## Saturday, June 17, 2017

### Another Inhibition Pathway Diagram using TikZ

Originally Posted on  by

Here is another pathway diagram I needed to draw using TikZ. In this case, I needed an inhibited step. This was more tricky because I needed the inhibition line to point midway to a reaction but without touching the reaction itself.

To solve this I had to ask StackOverflow and within 2 hours I had an answer. The linear portion of the pathway is straightforward:


\begin{tikzpicture}[>=latex',node distance = 2cm]

\node (S) {\scalebox{1.4}{$S$}};

\node [left of = S] (Xo) {};
\draw[->,line width = 1.2pt] (Xo) to node[above] {\scalebox{1.3}{$v_1$}} (S);

\node [right of = S] (P) {$P$};
\draw[->,line width = 1.2pt] (S) to node[below] {\scalebox{1.3}{$v_2$}} (P);

\node [right of = P] (X1) {};
\draw[->,line width = 1.2pt] (P) to node[above] {\scalebox{1.3}{$v_3$}} (X1);

\end{tikzpicture}


The question was how to draw the inhibition line from inhibitor I to reaction v2. The trick is to use the tikz calc extension package which can be used to do more advanced coordinate calculations.

\usetikzlibrary{calc}

The line to add that that will draw the vertical inhibition line is:

\draw[|-,line width=1.2pt] ([yshift=4pt]$(S)!.5!(P)$) –++(0,1.5cm)node[above]{$I$};

Let’s decompose this. The first two arguments in the \draw command [[|-,line width=1.2pt] simply set the arrow style (blunt end) and the line width. The second part specifies the coordinates of the line itself and the remainder node[above]{$I$}; indicates what text to draw and where to draw it relative to the line. The real meat is in the drawing line section, that is:

([yshift=4pt]$(S)!.5!(P)$) –++(0,1.5cm)

The basic syntax for a line coordinate is (x1,y1) — (x2,y2). In the example, there is a modification to this where the coordinate is specified as (x1,y1) — ++(x2,y2). The ++ means that the coordinate at x2,y2 is computed relative to x1,y1, that is the coordinate at x2,y2 is actually (x1,y1)+(x2,y2). The (0,1.5cm) then means that the coordinate for the end point has the same x coordinate but the y coordinate is displaced upwards by 1.5cm. Note that the tikz y coordinate is like a normal graph plotting axis.

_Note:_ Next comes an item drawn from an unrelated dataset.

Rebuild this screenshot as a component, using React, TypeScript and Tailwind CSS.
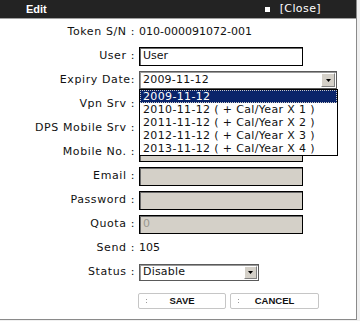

The trickest bit is computing the starting point for the vertical line. Note that this has to be midpoint between nodes S and P.  This requires some coordinate calculations. The x,y coordinate is specified by $(S)!.5!(P)$). The bit in front, ([yshift=4pt], just moves the computed y coordinates up 4pts.

The text inside the  means that we are doing a coordinate calculation,ie $….$ represents a math calculation. (S) and (P) represent the coordinates of the nodes S and P respectively. The important bit is !.5!. The explanation point is a pathway modifier and can be put between two coordinates.

(S)!.5!(P) means compute the coordinate that is halfway between (S) and (P).

The last thing to add is that I noticed that the blunt end was a bit too sort. To widen the blunt end I used the arrow.meta extension package. This allows one to modify the size of the arrowheads, in this case I used the following to widen the blunt end to 5mm.